Just as a revolution in our energy supply is all win, with big, proven economic and social benefits for anyone not invested in big oil and the status quo, things that will help nature and people in a warmer world are things that are needed anyway. Healthy, beautiful, useful living places can be the same places, and the same actions, that offer our best short- and long-term outcomes for conservation, biodiversity, freshwater quality and climate resilience. They might be our only shot.

It is a big philosophical shift, that potentially poses some quite profound dilemmas for conservationists. Typically, we conserve looking backwards. We stop some things and kill some things, and we leave some places to nature, relatively alone. The Conservation Act deals with historic places protection, as well as natural heritage. Which direction is conservation trying to travel in: is it towards the future, or back to the past? 

Can it be both?

The first frontline tasks are bread-and-butter business-as-usual tasks as we know them: protect what fragments of habitat we already have from development and invasive weeds and pests, halt the biodiversity decline. This is climate change response work, as well, now. It helps to strengthen and brace nature to weather the coming storm, by removing or minimising other stresses.

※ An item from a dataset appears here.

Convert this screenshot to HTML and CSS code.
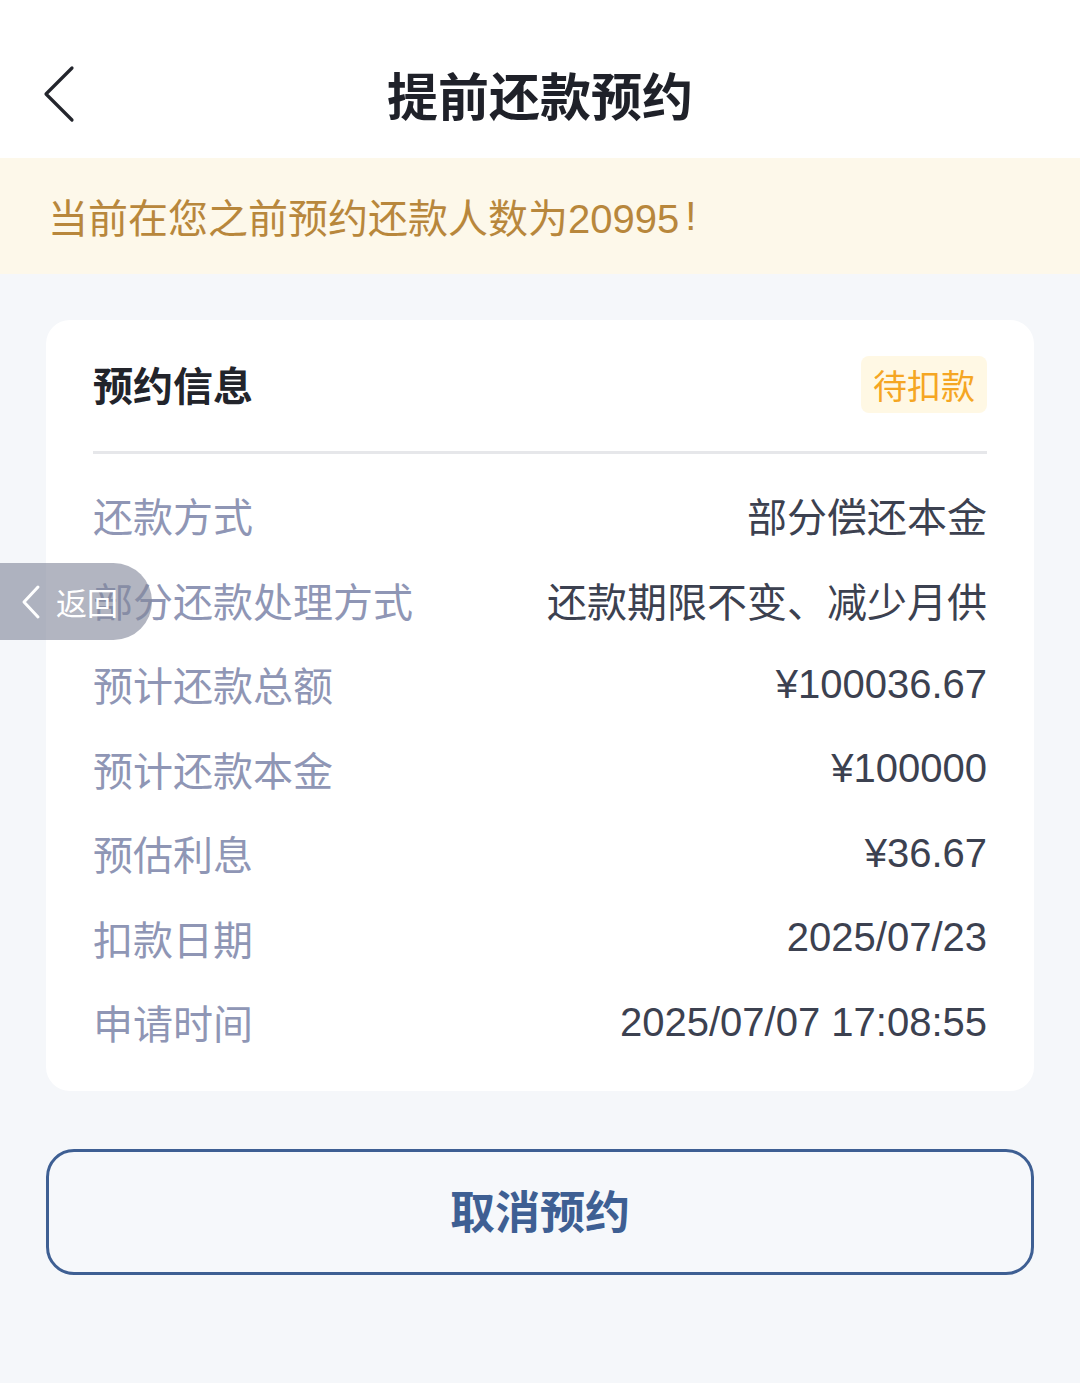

But crucially, a campaign for living landscapes needs to strengthen and connect by joining up broken and scattered dots. I'm talking about

  • how we use road verges and create wildlife crossings; 
  • riparian planting along rivers and streams to keep them shady and cool and the life in them alive; 
  • corridors (of adequate size and shape) connecting private covenants to each other and with public conservation land; 
  • forested food gardens that are also 'gardens for wildlife'; 
  • making public land in parks and schools habitat-rich living places. 

In such a landscape species can move, if they need to and are able, but more importantly, it has some critical mass that an ecosystem needs.

This is not a fight between the land that people need and use, and what we give nature back. It is the opposite. It is a true eco-system, where production and protection happen in the same place: where nature thrives, and so do we. 

It is a task of decades. To meet climate change impacts in the coming 40 years, we need to start today.

But can we conservationists handle it - celebrate it - when it's willows and poplars and tree lucerne, perhaps for forage in times of drought, that a farmer wants to plant? Does a kereru care, when it rests in a sycamore or feeds on a plum, rather than a miro tree? By what criteria will we, as conservationists, judge the rights and wrongs of different species if they can help in any way at all?

The objective here is not to assume we're going to fail on the climate change front. Win or lose at the climate talks, it's making New Zealand a living place, where man [human] lives in harmony with nature, which is all that Aldo Leopold defined conservation to be.